- [Recorded data]
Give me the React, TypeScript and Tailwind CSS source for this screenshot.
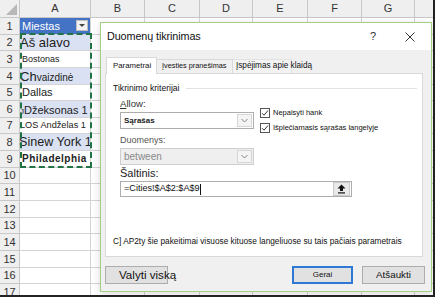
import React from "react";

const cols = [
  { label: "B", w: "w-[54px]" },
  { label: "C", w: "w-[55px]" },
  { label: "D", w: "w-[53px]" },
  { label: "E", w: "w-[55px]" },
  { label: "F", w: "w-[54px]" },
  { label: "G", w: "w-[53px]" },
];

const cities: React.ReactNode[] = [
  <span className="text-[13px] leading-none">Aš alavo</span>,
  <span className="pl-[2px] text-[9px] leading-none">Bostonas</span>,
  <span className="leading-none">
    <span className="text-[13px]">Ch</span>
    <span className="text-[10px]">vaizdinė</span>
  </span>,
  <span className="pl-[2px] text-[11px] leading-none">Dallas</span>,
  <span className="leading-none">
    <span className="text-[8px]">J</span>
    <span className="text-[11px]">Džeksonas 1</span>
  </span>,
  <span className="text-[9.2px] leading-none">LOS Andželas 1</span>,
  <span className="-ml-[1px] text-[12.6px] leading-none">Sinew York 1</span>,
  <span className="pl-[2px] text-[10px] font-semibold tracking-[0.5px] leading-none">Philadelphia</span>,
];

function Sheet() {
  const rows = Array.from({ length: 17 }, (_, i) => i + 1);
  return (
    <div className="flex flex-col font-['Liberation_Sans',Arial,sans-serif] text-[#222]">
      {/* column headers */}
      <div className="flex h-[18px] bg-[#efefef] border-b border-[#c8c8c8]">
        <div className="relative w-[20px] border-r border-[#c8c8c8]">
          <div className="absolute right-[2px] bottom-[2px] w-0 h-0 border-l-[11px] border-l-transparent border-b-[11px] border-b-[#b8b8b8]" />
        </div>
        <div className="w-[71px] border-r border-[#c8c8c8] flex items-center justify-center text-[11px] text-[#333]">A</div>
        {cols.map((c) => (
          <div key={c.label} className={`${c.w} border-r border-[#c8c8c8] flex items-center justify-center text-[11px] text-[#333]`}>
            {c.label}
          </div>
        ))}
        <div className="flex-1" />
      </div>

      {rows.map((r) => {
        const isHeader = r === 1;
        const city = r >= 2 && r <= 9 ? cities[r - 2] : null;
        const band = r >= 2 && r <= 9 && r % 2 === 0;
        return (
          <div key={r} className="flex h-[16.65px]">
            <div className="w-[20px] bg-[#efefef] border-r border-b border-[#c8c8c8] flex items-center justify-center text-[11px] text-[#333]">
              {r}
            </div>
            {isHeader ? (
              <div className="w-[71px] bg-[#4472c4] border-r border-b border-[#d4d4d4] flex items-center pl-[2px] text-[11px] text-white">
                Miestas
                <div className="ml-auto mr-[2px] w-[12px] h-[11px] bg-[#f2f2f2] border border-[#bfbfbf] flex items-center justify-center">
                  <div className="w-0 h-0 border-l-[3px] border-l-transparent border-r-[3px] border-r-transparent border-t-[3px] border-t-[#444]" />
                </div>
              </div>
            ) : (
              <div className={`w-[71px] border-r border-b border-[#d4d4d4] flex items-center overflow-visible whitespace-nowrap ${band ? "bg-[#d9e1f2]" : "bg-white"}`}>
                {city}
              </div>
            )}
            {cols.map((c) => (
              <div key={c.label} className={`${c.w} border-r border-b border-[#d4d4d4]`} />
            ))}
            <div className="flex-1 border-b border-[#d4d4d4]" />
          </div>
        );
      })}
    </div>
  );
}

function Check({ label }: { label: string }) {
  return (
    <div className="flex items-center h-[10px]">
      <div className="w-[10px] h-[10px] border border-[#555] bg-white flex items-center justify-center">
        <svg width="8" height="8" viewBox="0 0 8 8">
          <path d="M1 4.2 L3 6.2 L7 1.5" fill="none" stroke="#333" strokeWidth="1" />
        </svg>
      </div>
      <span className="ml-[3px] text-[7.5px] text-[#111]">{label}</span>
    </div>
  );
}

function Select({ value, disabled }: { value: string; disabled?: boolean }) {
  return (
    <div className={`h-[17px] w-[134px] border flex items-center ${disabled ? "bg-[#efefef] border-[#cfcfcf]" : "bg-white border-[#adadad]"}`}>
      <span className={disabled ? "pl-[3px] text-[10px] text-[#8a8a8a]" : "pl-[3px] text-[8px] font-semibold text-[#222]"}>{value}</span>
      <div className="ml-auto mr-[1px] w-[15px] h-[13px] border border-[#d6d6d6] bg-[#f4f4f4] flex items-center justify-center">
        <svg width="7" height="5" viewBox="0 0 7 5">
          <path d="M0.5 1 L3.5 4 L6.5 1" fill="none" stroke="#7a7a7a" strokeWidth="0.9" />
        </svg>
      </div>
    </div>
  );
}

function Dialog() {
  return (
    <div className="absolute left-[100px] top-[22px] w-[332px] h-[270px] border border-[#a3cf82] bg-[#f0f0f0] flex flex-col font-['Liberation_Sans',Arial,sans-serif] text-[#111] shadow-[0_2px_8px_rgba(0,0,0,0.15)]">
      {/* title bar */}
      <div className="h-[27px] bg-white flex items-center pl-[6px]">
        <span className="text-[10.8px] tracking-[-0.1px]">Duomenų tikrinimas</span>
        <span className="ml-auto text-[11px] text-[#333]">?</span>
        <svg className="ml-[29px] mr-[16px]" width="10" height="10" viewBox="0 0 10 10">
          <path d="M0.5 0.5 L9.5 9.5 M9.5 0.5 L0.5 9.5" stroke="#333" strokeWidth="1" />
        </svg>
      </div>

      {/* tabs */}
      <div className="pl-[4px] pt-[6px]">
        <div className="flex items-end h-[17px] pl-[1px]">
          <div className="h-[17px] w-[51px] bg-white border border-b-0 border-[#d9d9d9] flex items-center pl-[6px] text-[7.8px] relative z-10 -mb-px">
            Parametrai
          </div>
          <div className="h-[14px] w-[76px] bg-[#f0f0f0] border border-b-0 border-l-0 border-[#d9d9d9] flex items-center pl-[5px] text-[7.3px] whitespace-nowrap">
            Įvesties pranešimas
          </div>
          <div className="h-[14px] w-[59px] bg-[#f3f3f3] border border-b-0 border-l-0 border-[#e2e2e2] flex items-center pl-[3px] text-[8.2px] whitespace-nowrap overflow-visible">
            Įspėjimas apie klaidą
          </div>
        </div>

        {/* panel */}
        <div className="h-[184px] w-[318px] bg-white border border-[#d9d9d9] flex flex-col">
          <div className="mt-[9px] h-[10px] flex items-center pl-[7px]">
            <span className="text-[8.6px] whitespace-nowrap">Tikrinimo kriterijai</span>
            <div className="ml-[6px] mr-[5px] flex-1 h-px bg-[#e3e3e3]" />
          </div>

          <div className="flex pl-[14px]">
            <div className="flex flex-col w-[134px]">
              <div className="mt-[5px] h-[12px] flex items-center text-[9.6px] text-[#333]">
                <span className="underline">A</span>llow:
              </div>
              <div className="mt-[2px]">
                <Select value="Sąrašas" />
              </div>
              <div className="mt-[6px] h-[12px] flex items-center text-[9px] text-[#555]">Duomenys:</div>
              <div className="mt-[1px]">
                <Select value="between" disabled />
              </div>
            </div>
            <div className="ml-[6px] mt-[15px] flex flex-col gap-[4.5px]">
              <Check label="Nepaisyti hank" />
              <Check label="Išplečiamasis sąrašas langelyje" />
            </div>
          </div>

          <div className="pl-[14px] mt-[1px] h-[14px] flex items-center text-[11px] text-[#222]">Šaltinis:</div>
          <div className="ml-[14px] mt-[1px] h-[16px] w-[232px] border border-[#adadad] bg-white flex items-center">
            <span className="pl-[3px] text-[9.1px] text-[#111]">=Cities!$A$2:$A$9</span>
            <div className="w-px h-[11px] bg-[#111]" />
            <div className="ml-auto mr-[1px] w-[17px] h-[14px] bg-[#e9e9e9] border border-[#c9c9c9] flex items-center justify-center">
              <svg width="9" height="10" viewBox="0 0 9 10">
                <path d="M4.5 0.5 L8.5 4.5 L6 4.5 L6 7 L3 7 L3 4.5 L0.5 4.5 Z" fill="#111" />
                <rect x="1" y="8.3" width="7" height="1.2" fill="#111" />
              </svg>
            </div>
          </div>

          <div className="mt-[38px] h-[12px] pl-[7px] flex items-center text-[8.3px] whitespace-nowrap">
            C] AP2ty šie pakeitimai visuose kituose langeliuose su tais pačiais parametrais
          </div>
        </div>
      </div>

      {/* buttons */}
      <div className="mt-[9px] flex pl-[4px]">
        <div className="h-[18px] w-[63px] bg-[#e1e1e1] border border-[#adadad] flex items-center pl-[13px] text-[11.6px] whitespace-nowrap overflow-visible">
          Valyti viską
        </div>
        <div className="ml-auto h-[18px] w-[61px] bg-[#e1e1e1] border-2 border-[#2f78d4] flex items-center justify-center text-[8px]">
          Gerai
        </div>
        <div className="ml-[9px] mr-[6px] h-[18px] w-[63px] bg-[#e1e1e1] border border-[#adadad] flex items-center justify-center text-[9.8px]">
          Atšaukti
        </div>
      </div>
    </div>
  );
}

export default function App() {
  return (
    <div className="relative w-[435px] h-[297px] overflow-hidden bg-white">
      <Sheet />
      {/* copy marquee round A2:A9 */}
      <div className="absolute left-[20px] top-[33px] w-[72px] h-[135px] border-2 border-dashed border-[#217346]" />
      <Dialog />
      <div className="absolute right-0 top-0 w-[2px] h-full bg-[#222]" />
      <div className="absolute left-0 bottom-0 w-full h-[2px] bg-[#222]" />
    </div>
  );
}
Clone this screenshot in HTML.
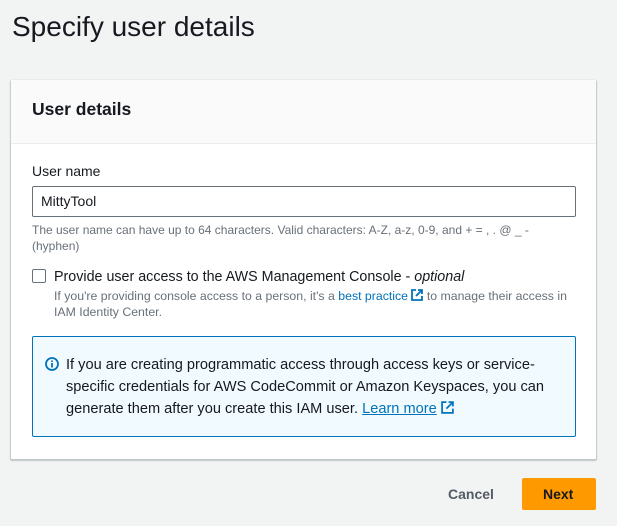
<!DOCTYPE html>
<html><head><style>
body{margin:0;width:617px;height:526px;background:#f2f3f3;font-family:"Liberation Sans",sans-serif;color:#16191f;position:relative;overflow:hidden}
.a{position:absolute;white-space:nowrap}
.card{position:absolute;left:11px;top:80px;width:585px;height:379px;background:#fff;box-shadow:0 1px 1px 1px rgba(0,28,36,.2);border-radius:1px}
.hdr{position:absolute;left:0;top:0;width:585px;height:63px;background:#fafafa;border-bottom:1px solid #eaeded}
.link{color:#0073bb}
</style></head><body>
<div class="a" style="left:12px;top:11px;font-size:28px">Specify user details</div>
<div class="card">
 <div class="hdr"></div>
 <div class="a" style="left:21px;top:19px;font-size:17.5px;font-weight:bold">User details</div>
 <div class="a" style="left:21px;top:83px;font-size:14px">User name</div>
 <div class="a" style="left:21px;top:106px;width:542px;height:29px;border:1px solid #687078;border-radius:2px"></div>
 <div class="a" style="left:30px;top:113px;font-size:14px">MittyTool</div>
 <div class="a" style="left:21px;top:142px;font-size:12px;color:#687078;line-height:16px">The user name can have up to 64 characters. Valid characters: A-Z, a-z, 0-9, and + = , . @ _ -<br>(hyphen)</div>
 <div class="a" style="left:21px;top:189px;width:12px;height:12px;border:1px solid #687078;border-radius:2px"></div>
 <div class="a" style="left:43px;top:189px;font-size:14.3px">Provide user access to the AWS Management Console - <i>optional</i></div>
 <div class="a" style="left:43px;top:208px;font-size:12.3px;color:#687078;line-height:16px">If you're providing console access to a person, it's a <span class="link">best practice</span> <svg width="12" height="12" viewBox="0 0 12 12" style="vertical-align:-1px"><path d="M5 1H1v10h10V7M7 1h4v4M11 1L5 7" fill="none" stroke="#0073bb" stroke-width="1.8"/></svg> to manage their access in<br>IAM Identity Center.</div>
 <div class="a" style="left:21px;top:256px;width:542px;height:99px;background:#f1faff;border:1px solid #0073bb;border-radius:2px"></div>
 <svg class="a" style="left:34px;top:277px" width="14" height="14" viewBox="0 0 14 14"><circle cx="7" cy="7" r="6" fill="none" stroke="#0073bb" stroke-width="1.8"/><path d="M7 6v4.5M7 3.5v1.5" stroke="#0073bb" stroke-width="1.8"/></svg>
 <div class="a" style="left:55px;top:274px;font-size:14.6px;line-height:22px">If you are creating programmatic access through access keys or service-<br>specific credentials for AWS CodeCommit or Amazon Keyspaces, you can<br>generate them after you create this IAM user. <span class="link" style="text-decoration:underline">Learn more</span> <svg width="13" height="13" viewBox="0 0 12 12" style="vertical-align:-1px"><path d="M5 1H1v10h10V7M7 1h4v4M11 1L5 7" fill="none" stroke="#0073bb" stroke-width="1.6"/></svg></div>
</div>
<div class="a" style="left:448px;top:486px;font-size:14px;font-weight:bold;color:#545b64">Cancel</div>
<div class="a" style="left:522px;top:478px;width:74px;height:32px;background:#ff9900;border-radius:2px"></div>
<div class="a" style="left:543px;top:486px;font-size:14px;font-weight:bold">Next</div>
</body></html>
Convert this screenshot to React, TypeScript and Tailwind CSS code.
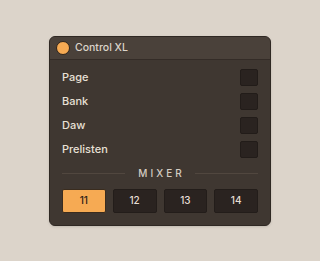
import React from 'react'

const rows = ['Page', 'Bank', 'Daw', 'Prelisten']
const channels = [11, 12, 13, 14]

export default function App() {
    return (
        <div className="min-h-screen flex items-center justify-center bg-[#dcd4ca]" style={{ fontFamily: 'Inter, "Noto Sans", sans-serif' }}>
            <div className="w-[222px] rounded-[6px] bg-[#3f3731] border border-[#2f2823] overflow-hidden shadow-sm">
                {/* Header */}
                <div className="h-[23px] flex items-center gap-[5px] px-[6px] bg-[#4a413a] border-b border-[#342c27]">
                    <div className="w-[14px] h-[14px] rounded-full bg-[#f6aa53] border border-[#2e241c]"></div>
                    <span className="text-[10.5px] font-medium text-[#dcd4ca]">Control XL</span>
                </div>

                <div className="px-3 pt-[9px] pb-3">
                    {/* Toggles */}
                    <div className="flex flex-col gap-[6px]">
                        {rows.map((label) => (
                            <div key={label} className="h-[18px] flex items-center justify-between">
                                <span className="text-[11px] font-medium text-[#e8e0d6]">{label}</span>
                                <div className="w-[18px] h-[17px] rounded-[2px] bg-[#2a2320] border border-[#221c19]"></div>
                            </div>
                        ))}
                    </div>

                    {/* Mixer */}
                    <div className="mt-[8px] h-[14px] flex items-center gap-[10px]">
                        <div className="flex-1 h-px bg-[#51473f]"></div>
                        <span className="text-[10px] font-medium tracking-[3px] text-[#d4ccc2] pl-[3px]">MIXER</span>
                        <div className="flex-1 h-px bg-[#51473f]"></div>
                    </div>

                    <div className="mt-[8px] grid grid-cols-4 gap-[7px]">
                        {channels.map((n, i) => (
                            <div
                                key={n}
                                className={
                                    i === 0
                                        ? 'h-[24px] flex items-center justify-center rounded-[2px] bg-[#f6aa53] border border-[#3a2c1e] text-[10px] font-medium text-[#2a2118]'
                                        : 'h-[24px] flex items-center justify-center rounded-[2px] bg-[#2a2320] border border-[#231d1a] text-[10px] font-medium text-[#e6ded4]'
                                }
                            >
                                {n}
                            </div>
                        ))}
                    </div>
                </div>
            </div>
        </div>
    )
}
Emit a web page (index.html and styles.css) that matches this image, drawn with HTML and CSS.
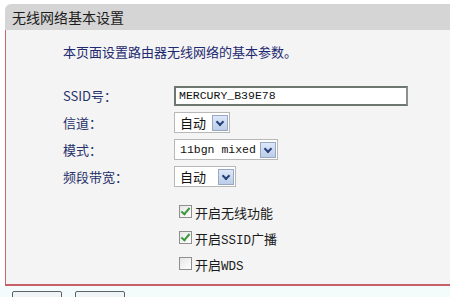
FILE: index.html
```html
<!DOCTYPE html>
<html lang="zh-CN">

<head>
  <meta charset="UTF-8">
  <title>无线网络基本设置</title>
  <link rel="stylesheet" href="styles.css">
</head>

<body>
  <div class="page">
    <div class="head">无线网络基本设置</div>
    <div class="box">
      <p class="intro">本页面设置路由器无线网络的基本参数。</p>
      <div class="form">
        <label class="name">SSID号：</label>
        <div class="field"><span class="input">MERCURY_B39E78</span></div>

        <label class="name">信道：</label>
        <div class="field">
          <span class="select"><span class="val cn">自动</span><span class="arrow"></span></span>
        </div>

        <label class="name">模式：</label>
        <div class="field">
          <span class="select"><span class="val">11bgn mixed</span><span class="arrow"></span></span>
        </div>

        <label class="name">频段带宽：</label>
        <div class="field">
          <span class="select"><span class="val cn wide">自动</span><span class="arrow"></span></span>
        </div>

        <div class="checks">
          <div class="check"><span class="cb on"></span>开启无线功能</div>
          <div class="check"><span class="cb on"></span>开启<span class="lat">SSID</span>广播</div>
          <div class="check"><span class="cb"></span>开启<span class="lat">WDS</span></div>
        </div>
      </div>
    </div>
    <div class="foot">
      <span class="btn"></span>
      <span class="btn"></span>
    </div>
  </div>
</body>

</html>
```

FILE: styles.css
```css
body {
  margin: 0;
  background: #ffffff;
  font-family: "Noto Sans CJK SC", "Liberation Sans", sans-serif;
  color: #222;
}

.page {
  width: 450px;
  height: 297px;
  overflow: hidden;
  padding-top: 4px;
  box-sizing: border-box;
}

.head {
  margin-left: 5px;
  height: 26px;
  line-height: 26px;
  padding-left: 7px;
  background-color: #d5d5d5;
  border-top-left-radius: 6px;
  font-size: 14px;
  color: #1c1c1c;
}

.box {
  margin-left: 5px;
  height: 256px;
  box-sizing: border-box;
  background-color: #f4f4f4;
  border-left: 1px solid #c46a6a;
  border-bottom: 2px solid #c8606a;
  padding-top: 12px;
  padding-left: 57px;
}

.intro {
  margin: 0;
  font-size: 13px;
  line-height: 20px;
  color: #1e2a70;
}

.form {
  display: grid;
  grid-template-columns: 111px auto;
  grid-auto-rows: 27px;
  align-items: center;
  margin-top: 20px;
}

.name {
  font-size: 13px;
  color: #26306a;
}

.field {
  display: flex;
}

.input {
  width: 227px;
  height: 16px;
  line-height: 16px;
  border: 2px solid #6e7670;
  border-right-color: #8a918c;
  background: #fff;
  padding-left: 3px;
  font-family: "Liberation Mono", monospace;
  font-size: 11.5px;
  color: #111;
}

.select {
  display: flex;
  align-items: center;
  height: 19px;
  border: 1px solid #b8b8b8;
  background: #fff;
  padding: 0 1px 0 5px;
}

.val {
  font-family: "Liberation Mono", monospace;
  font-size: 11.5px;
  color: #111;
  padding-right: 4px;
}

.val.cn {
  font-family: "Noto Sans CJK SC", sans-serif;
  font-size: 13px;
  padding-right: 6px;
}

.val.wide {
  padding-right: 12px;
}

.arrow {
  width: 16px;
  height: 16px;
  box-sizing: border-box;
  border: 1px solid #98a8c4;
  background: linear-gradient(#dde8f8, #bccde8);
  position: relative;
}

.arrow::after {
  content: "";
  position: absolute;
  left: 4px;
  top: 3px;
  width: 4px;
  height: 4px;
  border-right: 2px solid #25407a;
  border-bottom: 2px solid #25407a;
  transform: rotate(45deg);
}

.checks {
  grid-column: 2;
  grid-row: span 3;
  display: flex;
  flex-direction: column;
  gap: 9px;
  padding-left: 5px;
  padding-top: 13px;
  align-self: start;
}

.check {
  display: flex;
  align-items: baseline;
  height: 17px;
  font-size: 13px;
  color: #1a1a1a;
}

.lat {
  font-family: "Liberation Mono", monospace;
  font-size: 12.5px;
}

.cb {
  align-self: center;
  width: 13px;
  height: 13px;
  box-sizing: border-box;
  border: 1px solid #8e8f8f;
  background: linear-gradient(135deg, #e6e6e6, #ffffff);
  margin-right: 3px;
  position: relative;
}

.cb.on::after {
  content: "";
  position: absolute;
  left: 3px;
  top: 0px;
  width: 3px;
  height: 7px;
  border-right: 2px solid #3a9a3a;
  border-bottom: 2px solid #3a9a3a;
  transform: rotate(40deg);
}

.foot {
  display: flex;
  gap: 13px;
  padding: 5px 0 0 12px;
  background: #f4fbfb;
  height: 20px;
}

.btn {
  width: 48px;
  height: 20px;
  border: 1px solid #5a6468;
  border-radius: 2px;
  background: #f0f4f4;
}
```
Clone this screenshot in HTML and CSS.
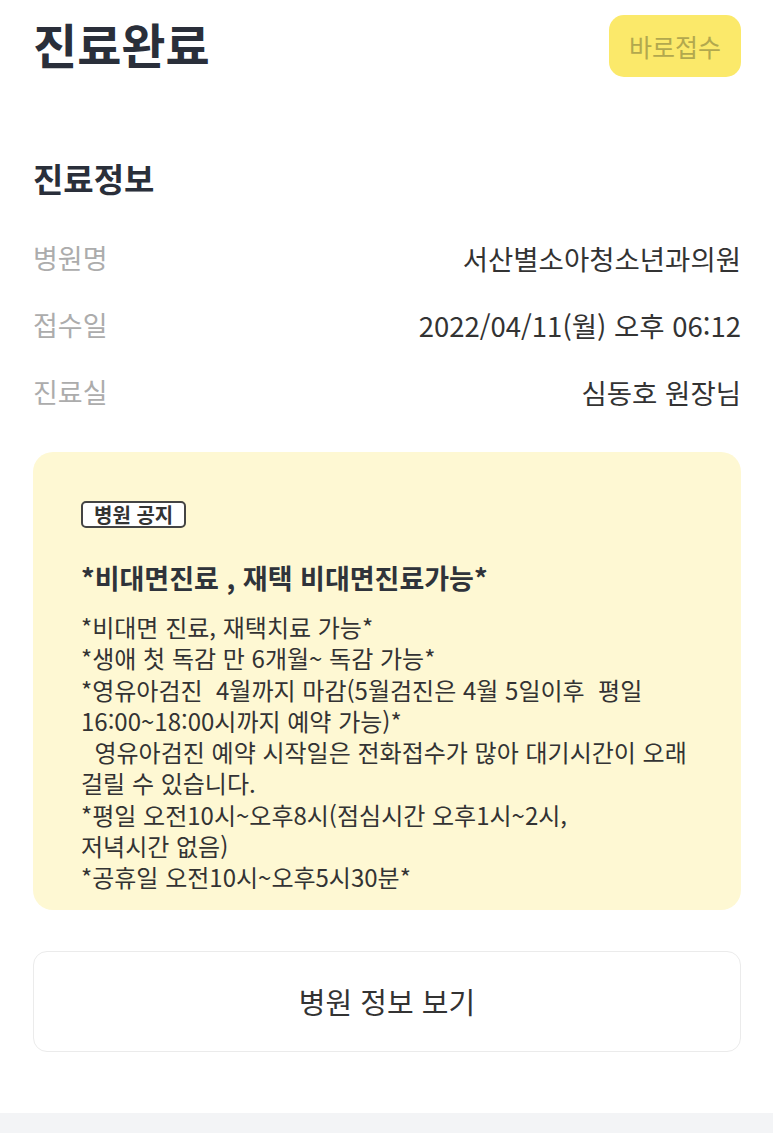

- [GIVEN INSTRUCTION] Pick each line holding the word "Tailwind" out of the data and copy it.

- [TASK RESULT]
Give me the React, TypeScript and Tailwind CSS source for this screenshot.
Convert this screenshot to React, TypeScript and Tailwind CSS code.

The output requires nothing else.